Uns blinden Menschen werden gern bestimmte Eigenschaften zugeschrieben – nach dem Motto: „Kennst du einen, kennst du alle.“ Jeder, der sich mit mehr als einem blinden Menschen unterhalten hat, weiß, dass das nicht stimmt. Und weil es diesen „typischen Blinden“ nicht gibt, freue ich mich jedes Mal, wenn Gastautorinnen und -autoren mit Sehbehinderung auf meinem Blog schreiben.

 

Der heutige Beitrag stammt von Tamara , die ich über ein gemeinsames Buchprojekt kennengelernt habe und deren Worte mir aus der Seele sprechen.  Wir Alltagsblinden – zwischen Klischee und Realität Wenn die Medien über blinde Menschen berichten, dann meistens in Extremen.

Es werden entweder die Hilflosen gezeigt, die angeblich kaum selbstständig zurechtkommen,

oder die Helden, die mit unglaublicher Willenskraft beim Laufen, Schwimmen, Singen oder anderen herausragenden Leistungen brillieren.

 

Sicher gibt es Hilflosigkeit.

Ich erinnere mich an einen Mann, der plötzlich sein Augenlicht verloren hatte. Er war so ängstlich, sich in seiner eigenen Wohnung zu bewegen, dass er sich auf seinem Bürostuhl durch die Räume rollte, weil er dachte, das sei sicherer.

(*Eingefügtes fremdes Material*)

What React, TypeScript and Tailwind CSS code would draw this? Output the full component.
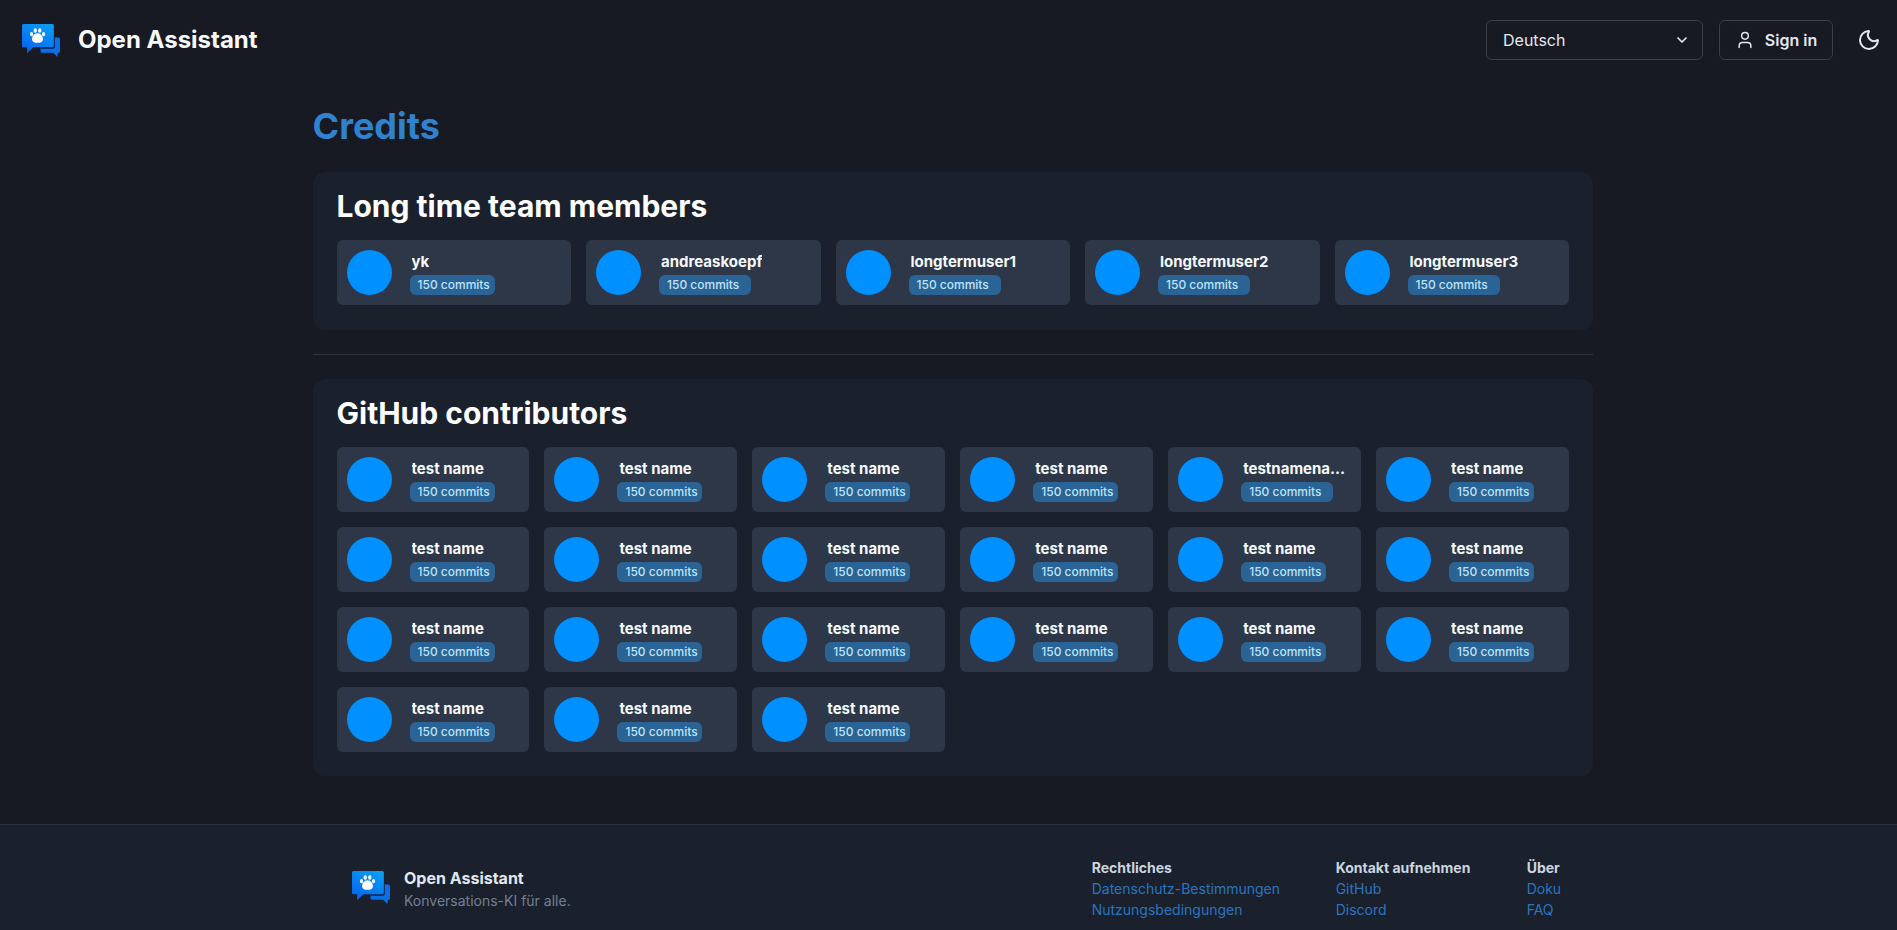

Er war neu betroffen, überfordert, ängstlich – und musste neu anfangen.

 

Doch Hilflosigkeit muss kein Dauerzustand sein. Sie kann eine Phase sein, die man durch Training, Mut und Zeit überwinden kann. Geeignete Unterstützung wie Unterricht in lebenspraktischen Fertigkeiten ist leider schwer zu bekommen, vor allem, wenn man nicht im Berufsleben steht.

 

Dann gibt es noch die sogenannten „Vorzeigeblinden“, die Medaillen holen, erfolgreich Musik machen oder einen außergewöhnlichen Beruf ausüben. Ihre Leistungen verdienen Anerkennung – aber dadurch wird die Latte für andere Blinde oft ziemlich hochgelegt.

 

Viele von ihnen haben durch Sport oder Musik wieder Mut, Struktur und Lebenswillen gefunden. Sie haben ihren Weg Schritt für Schritt entwickelt und sind nicht einfach auf dem Siegertreppchen oder der Bühne erwacht. Auch sie müssen sich den täglichen Herausforderungen des Alltags stellen.

 

Ich selbst bin seit 23 Jahren blind. Und ich finde mich in keiner dieser Darstellungen wieder.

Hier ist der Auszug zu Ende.